E é aqui que entra a arte de viver. Conscientes de que a felicidade nos escorre pelos dedos, podemos assumir um papel ativo para mantê-la. Munidos da lembrança e da reflexão podemos exercitar a mente para que ela se recorde dos tempos maus e comemore o período de paz. Para apreciar as nossas posses, podemos exercitar o pensamento de como era não tê-las. Falamos aqui, neste espaço, sobre algumas dessas práticas, dando como exemplo a obra de Primo Levi.
Felicidade construída
Porém, relembrar nossos próprios infortúnios do passado (e também o dos outros) não basta e nem é a única forma de nos sentirmos bem com o nosso presente. Para sermos felizes, devemos ter um papel ativo para diminuir os nossos sofrimentos e desejos. E aqui Schopenhauer se encontra com os estoicos. Sendo o sofrimento inerente à vida e, os desejos, a substância da qual somos feitos, a proposta não é eliminar o sofrimento, mas resignifica-lo; não é abolir os desejos, mas fazer uma seleção deles. Ao invés de evitar os obstáculos no caminho da vida, o estoico reconsidera esses obstáculos e muda a perspectiva em relação a eles.
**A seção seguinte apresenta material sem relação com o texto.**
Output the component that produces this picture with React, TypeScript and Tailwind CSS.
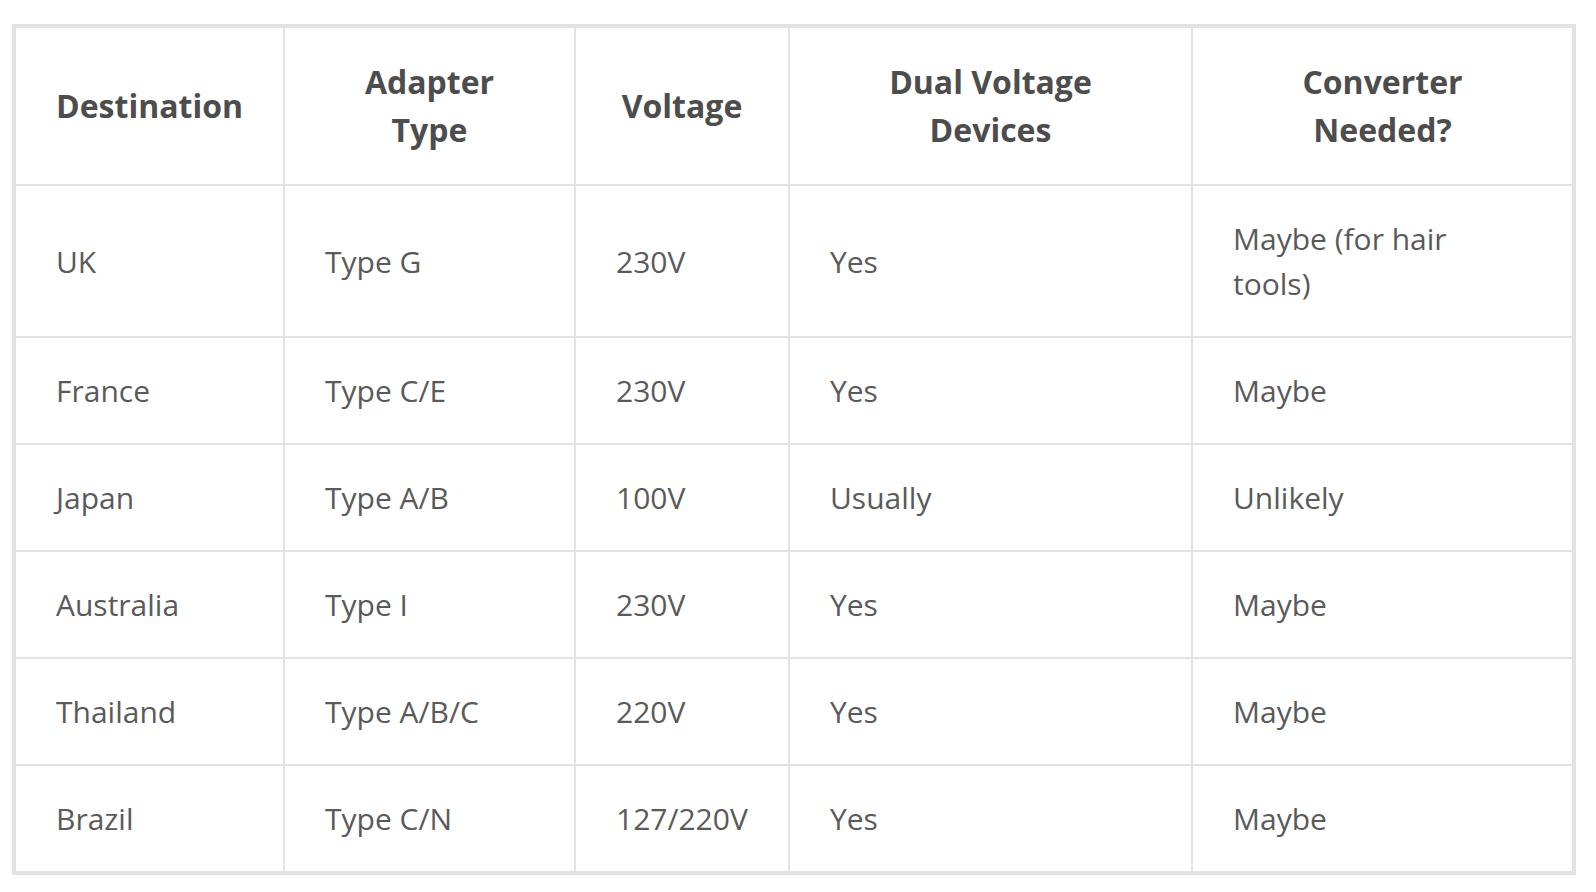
import React from "react";

const headers: string[][] = [
  ["Destination"],
  ["Adapter", "Type"],
  ["Voltage"],
  ["Dual Voltage", "Devices"],
  ["Converter", "Needed?"],
];

const rows: string[][] = [
  ["UK", "Type G", "230V", "Yes", "Maybe (for hair tools)"],
  ["France", "Type C/E", "230V", "Yes", "Maybe"],
  ["Japan", "Type A/B", "100V", "Usually", "Unlikely"],
  ["Australia", "Type I", "230V", "Yes", "Maybe"],
  ["Thailand", "Type A/B/C", "220V", "Yes", "Maybe"],
  ["Brazil", "Type C/N", "127/220V", "Yes", "Maybe"],
];

const widths = ["w-[269px]", "w-[291px]", "w-[214px]", "w-[403px]", "w-[381px]"];

export default function App() {
  return (
    <div
      className="min-h-[892px] bg-white pl-[12px] pt-[24px]"
      style={{ fontFamily: '"Open Sans", "Noto Sans", sans-serif' }}
    >
      <div className="w-[1564px] border-2 border-[#e3e3e3]">
        <table className="w-full table-fixed border-collapse">
          <colgroup>
            {widths.map((w, i) => (
              <col key={i} className={w} />
            ))}
          </colgroup>
          <thead>
            <tr>
              {headers.map((h, i) => (
                <th
                  key={i}
                  className="h-[158px] border-2 border-[#e3e3e3] px-[20px] py-0 text-center align-middle text-[32px] font-bold leading-[48px] text-[#4d4d4d]"
                >
                  {h.map((line, j) => (
                    <div key={j}>{line}</div>
                  ))}
                </th>
              ))}
            </tr>
          </thead>
          <tbody>
            {rows.map((r, i) => (
              <tr key={i}>
                {r.map((c, j) => (
                  <td
                    key={j}
                    className="border-2 border-[#e3e3e3] pl-[40px] pr-[48px] py-[30px] text-left align-middle text-[30px] font-normal leading-[45px] text-[#5a5a5a]"
                  >
                    {c}
                  </td>
                ))}
              </tr>
            ))}
          </tbody>
        </table>
      </div>
    </div>
  );
}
Diante de tão aguda lucidez, como foi a vida de Schopenhauer? Arrimado numa vida financeira confortável, a maturidade trouxe-lhe uma rotina santa. Depois do café da manhã, recebia amigos, lia, escrevia. Perto do meio-dia, dirigia-se ao seu restaurante favorito para uma farta refeição. Fazia a sesta, tomava outro café e passeava pelas ruas de Frankfurt com Atma, seu poodle branco. E, todos os dias, pelo menos meia hora, tocava flauta. Uma atividade que, segundo Nietzsche, desmentia a sinceridade do seu pessimismo. Nada mal para quem via com nitidez todas as categorias da infelicidade. Se assim é, nós que sabemos pouco, estamos salvos. A felicidade é mesmo possível.